Consistency the key to running success


Fred Deckert


If necessity is the mother of invention, then consistency has to be the mother of success. I’m reminded of this every time I see someone start an exercise program and quit after a week or two. Unfortunately this is a very common occurrence. Check the garage sales and you’ll see an awful lot of exercise equipment for sale. No one would expect to learn to play the piano after a couple of weeks, but many do not give the same chance to their fitness program. If you don’t plan to give whatever program you decide on at least a month or more of serious effort, you’re probably better off not to start at all.

For one thing, the first few weeks will have aches and pains. Walking, running, biking, etc.will all have their negative beginnings. You should never expect to have “fun” right from the start. Take the example of the piano, many children are exposed to piano lessons early and most of them give it up. Later in life the same children, now grown give mom and dad grief for letting them quit! No matter what your motivation for starting a running program, competition or more likely just fitness or weight control, failure is assured if you expect “instant” results. It took you quite a while to get out of shape or gain that weight, so why is it so common to expect a reversal in a tiny fraction of the time?
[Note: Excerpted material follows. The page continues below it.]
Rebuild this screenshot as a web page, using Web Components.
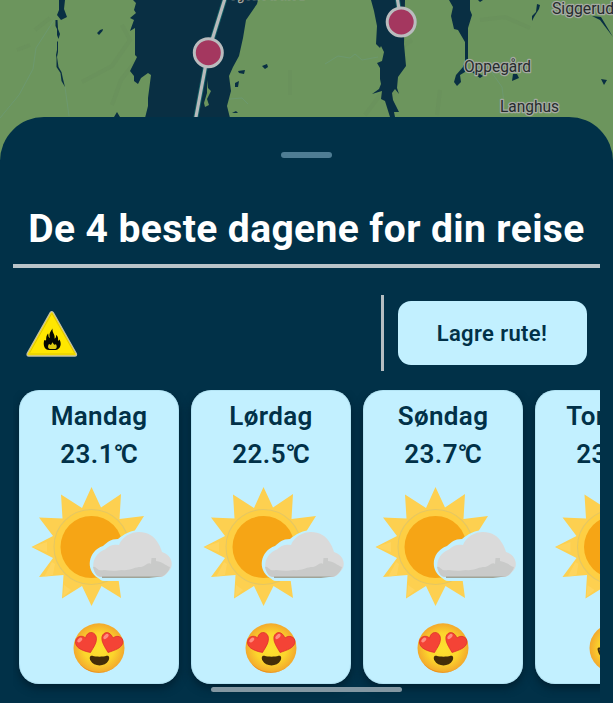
<!DOCTYPE html>
<html lang="no">
<head>
<meta charset="utf-8">
<title>De 4 beste dagene</title>
<style>
html,body{margin:0;height:703px;overflow:hidden;background:#013148}
body{font-family:Roboto,"Noto Sans",sans-serif}
</style>
</head>
<body>
<travel-app></travel-app>
<script>
const define = (name, html) => {
  const t = document.createElement('template');
  t.innerHTML = html;
  customElements.define(name, class extends HTMLElement {
    connectedCallback() {
      if (this.shadowRoot) return;
      this.attachShadow({mode: 'open'}).append(t.content.cloneNode(true));
    }
  });
};

define('route-map', `
<style>:host{display:block;height:160px;background:#6c955d}svg{display:block}
text{font-family:Roboto,"Noto Sans",sans-serif;font-size:16px;fill:#272c2d;stroke:#a5aaa3;stroke-width:2.6px;paint-order:stroke;stroke-linejoin:round}</style>
<svg width="613" height="160" viewBox="0 0 613 160">
  <g fill="none" stroke="#668a5b" stroke-width="4" opacity=".3">
    <path d="M122 25L130 40L112 66L82 82M135 62L121 80L112 105M35 30L50 18M17 50L30 45M440 90L437 115M365 115L380 95L396 92M480 20L505 17L530 28M290 70V95M400 48L412 40"/>
  </g>
  <g fill="none" stroke="#6c9a76" stroke-width="1" opacity=".7">
    <path d="M54 20L36 48L33 69L19 95L0 118M65 87L69 116M325 64L338 56L350 58L355 54L362 60L378 57M490 70L502 87L504 103M230 99L242 98L248 104"/>
  </g>
  <g fill="#092f43">
    <path d="M59 0H65L64 9L67 17L61 20L57 15L59 10Z"/>
    <path d="M55.500 20L57.500 20L58 29L60 34L58.500 39L57 35L57 29L55.500 26ZM57 41L58 42V52L57 57L58.500 67L61.500 72L63 79L65 87L61.500 81L60.500 73L56.500 67V58L56 55L57 50Z"/>
    <path d="M97 33L100 30L103 29L102.500 31L99 35ZM114 117L117 112L120 117Z"/>
    <path d="M133 0L136 3L134 10L136 13L130 18L134 20L130 31L135 28L135 55L137 57L130 71L134 76V81L138 84L141 78L148 73L151 75L148 98V106L145 118H230L227 106L231 91L229 76L233 67L239 56L243 38L246 20L257 4L258 0Z"/>
    <path d="M238 71L245 70L244 74L239 73ZM262 66L267 64L268 67L265 69ZM235 83L239 81L238 87H235ZM232 113L236 111L238 113ZM138 32H140V33H138Z"/>
    <path d="M371 0L374 11L377 26L376 44L380 48L381 46L384 52L382 61L377 63L380 68V79L381 84L379 89L372 94L382 91L381 99L385 101L390 117H395L394 112H399L396 106L393 100L392 93L395 89L399 94L397 88L398 77L406 66L404 44L405 0Z"/>
    <path d="M449 0H470V10L472 15L468 28L468 63L465 72L460 75L461 82L457 86L454 82L456 75L463 67L465 62V42L458 30L454 29L451 16L453 7ZM478 0H483L480 2ZM537 4L540 5L539 9L534 17L532 21L532 16L536 12ZM513 74H517L519 78L512 81ZM601 79L607 80L604 85ZM592 16L601 17L613 37L600 20ZM468 69L477 72L483 76L480 78Z"/>
  </g>
  <path d="M207 80L208 88L211 91L207 99L209 105L205 107L204 103L207 93Z" fill="#6c955d"/>
  <path d="M227-8L208 53L195 122M396-10L401 22" fill="none" stroke="#126065" stroke-width="5"/>
  <path d="M227-8L208 53L195 122M396-10L401 22" fill="none" stroke="#b7babb" stroke-width="3.2"/>
  <g fill="#a4375f" stroke="#babcbe" stroke-width="3"><circle cx="208.3" cy="52.7" r="14"/><circle cx="401.2" cy="22" r="14"/></g>
  <text x="231" y="-.7" textLength="74" lengthAdjust="spacingAndGlyphs">Fjellstrand</text>
  <text x="552" y="14" textLength="62" lengthAdjust="spacingAndGlyphs">Siggerud</text>
  <text x="464" y="71.500" textLength="67" lengthAdjust="spacingAndGlyphs">Oppegård</text>
  <text x="500" y="112" textLength="59" lengthAdjust="spacingAndGlyphs">Langhus</text>
</svg>`);

define('fire-warning', `
<style>:host{display:block;width:52px;height:48px}svg{display:block}</style>
<svg width="52" height="48" viewBox="0 0 52 48">
<path d="M24.2 2.6Q25.7.7 27.3 2.6L50.3 43.4Q51.2 46 48.8 46H2.8Q.5 46 1.2 43.4Z" fill="#ffe600" stroke="#c3c0a0" stroke-width="1.3"/>
<path d="M2.5 44H49M25.7 3.5L3.5 43M26 3.5L48.5 43" fill="none" stroke="#cfb800" stroke-width=".7"/>
<path d="M26.5 18.5C24.2 22 22.6 24 24 28C21.8 27 22.8 24.5 22 23.5C19.5 27 20.5 29 20 30.5L18.4 30C16.5 35 18.8 40 23 40H30C34.5 39 36 34 33.5 29.5L32 31C32.5 28 31.5 25.5 30 25C30.4 27 29.5 28.5 28.5 28.5C29.5 24.5 26 23 26.5 18.5Z" fill="#050700"/>
<path d="M26.4 32.2L28.2 34.8L30 34.2C31.5 37 30.5 38.8 29 39H24C21.5 38.3 21.7 36 23 34L25 35Z" fill="#dfcb12"/>
</svg>`);

const sun = `<path d="M72.5 7L82 27.5L102 14L100.5 39L125 36L113 55L133 67L113 78L125 97L99 95.5L102 118L82.5 106L72.5 126L63 106L43 118.500L44.500 95L20 97L34 78L12.500 67L34 56L20 37.500L43.500 38.500L42 14.500L63 28Z" fill="#fdd050"/>
<circle cx="72.5" cy="67" r="37.5" fill="#fecf43" stroke="#e5c763" stroke-width="1.1"/>
<circle cx="72.5" cy="67" r="31" fill="#f6a515"/>
<path d="M28 62L13 67L28 72ZM36 84L34 95L25 97L33 82ZM45 105L52 110L44 117Z" fill="#ffdc70" opacity=".45"/>`;

define('clear-sky', `
<style>:host{display:block;width:160px;height:130px}svg{display:block}</style>
<svg width="160" height="130" viewBox="-7.500 0 160 130">${sun}</svg>`);

define('partly-sunny', `
<style>:host{display:block;width:160px;height:130px}svg{display:block}</style>
<svg width="160" height="130" viewBox="0 0 160 130">${sun}
<path d="M79 98C66 90 69 71 84 66C89 62 91 59 99 59C108 51 126 44 139 58C144 64 145 69 147 72C156 76 159 85 152 93L146 99L104 101H85C82 101 81 99 79 98Z" fill="#c2f0ff"/>
<path d="M110 53L133 45V100H110Z" fill="#c2f0ff"/>
<path d="M81 97C70 91 73 74 86 69.500C90 65.500 94 64 100 65C106 49 131 47 139 63C141 66 142 69 143 72C153 75 156 86 149 92C146 96 144 97 140 97Z" fill="#dadada"/>
<path d="M74 87C77 85 78 92 85 90C91 91 98 91 103 90C110 91 113 88 120 87C125 88 129 81 132 84L132.500 78H137V81C144 82 149 87 151 87C150 92 145 96 142 97H82C77 97 75 91 74 87Z" fill="#c9cac9"/>
<path d="M83 96.500H142L130 97.900H83Z" fill="#a0a397"/>
</svg>`);

const face = `<defs><radialGradient id="f"><stop stop-color="#fde12f"/><stop offset=".6" stop-color="#fcd52c"/><stop offset="1" stop-color="#f3a92d"/></radialGradient></defs>
<ellipse cx="27" cy="26" rx="25.500" ry="24.700" fill="url(#f)"/>`;

define('love-face', `
<style>:host{display:block;width:54px;height:52px}svg{display:block}</style>
<svg width="54" height="52" viewBox="0 0 54 52">${face}
<path d="M7 41C18 53 38 53 47 41C37 54 16 54 7 41Z" fill="#ed9018"/>
<g fill="#f44336" stroke="#d9282c" stroke-width=".7"><path d="M18.500 30.500C8 28.500 3 24.500 3.500 19.500C4 14.500 10 12.500 13.500 16C15 9 22 9 24 14C26 20 21 26 18.500 30.500Z"/><path d="M36 30.500C33 25 29 20 30 14.500C32 9 38 9 41 16C45 12.500 51 15 51 19.500C51 26 42 28.500 36 30.500Z"/></g>
<ellipse cx="7.800" cy="18" rx="1.700" ry="3" fill="#ff8c80" transform="rotate(45 7.800 18)"/><ellipse cx="34" cy="14.500" rx="1.700" ry="3.200" fill="#ff8c80" transform="rotate(45 34 14.500)"/>
<path d="M20.500 33.800C24 35 31 35 34.500 33.800C37 33 38 35.500 36.500 38.500C33 45 22 45 18.500 38.500C17 35.500 18 33 20.500 33.800Z" fill="#442d08"/>
</svg>`);

define('joy-face', `
<style>:host{display:block;width:54px;height:52px}svg{display:block}</style>
<svg width="54" height="52" viewBox="0 0 54 52">${face}
<path d="M9.500 27C10 24 14 26 18 27H36C40 26 44 24 44.500 27C43 45 12 45 9.500 27Z" fill="#442d08"/><path d="M11.500 27.500C20 30 34 30 42.500 27.500L41 31H13Z" fill="#fff"/></svg>`);

define('day-card', `
<style>:host{flex:0 0 160px;height:294px;border-radius:20px;background:#c2f0ff;color:#013148;box-shadow:0 4px 8px #001c2acc,inset 0 0 0 1px #9ed1e366;display:flex;flex-direction:column;align-items:center;text-align:center;overflow:hidden}
.day,.temp{font-size:26px;line-height:38px;font-weight:600;letter-spacing:.35px;white-space:nowrap}
.day{padding-top:7px}.temp{letter-spacing:.5px}
.weather{margin-top:7px}.face{margin-top:12px}</style>
<div class="day"><slot name="day"></slot></div><div class="temp"><slot name="temp"></slot></div>
<div class="weather"><slot name="sky"><partly-sunny></partly-sunny></slot></div><div class="face"><slot name="face"></slot></div>`);

define('temp-value', `<style>:host{display:inline}.deg{letter-spacing:-2.800px;margin-left:-.5px}.c{letter-spacing:0}</style><slot></slot><span class="deg">°</span><span class="c">C</span>`);

define('save-button', `
<style>:host{display:block;width:189px;height:64px}button{width:100%;height:100%;border:0;padding:0 1px 0 0;border-radius:13px;background:#c2f0ff;color:#013148;font:600 22px Roboto,sans-serif;letter-spacing:.38px}</style>
<button><slot></slot></button>`);

define('travel-sheet', `
<style>:host{display:flex;flex-direction:column;height:586px;margin-top:-43px;position:relative;background:#013148;border-radius:44px 44px 0 0;box-sizing:border-box;padding:35px 13px 0;overflow:hidden}
.handle{width:51px;height:6px;border-radius:3px;background:#4f7d94;align-self:center;flex:none}
h1{margin:40px 0 0;height:62px;line-height:62px;font-size:39px;font-weight:700;color:#fff;white-space:nowrap;text-align:center;letter-spacing:.4px}
.rule{height:4px;background:#bac4c9;margin-top:4px;flex:none}
.actions{display:flex;height:76px;margin-top:27px;align-items:center;flex:none}
.divider{width:3px;height:76px;background:#b5bdc1;margin-left:auto;margin-right:14px}
save-button{margin-right:13px}fire-warning{margin-left:13px;margin-top:2px}
.days{display:flex;gap:12px;margin-top:19px;height:313px;padding-left:6px;overflow:hidden;flex:none}
.bar{position:absolute;left:211px;bottom:11px;width:191px;height:5px;border-radius:3px;background:#8397a2}</style>
<div class="handle"></div><h1>De 4 beste dagene for din reise</h1><div class="rule"></div>
<div class="actions"><fire-warning></fire-warning><div class="divider"></div><save-button>Lagre rute!</save-button></div>
<div class="days">
<day-card><span slot="day">Mandag</span><temp-value slot="temp">23.1</temp-value><love-face slot="face"></love-face></day-card>
<day-card><span slot="day">Lørdag</span><temp-value slot="temp">22.5</temp-value><love-face slot="face"></love-face></day-card>
<day-card><span slot="day">Søndag</span><temp-value slot="temp">23.7</temp-value><love-face slot="face"></love-face></day-card>
<day-card><span slot="day">Torsdag</span><temp-value slot="temp">23.0</temp-value><clear-sky slot="sky"></clear-sky><joy-face slot="face"></joy-face></day-card>
</div><div class="bar"></div>`);

define('travel-app', `<style>:host{display:block;width:613px;height:703px;overflow:hidden}</style><route-map></route-map><travel-sheet></travel-sheet>`);
</script>
</body>
</html>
The other watchword is “moderation”. Since you want to be in this program for the long haul, don’t start out training for marathons, not even 10K’s! Be gentle on your body, and listen to it. Sure, most of the time you won’t hear cries of gladness, your body best expresses itself by complaints – a lot like the kids, right? If you don’t hear those complaints, to the tune of sore muscles, aching knees etc. don’t assume you aren’t doing enough. If you do, there’s an fair chance you’re overdoing things. This is not to say that you shouldn’t feel tired, or minor startup aches, that’s to be expected. But, learn the difference between the “good” tired and “dragged out” tired feeling.

Most of all, have patience, even Tiger Woods didn’t crawl out of his cradle and whack a golf ball several hundred yards, it took years to become a champ.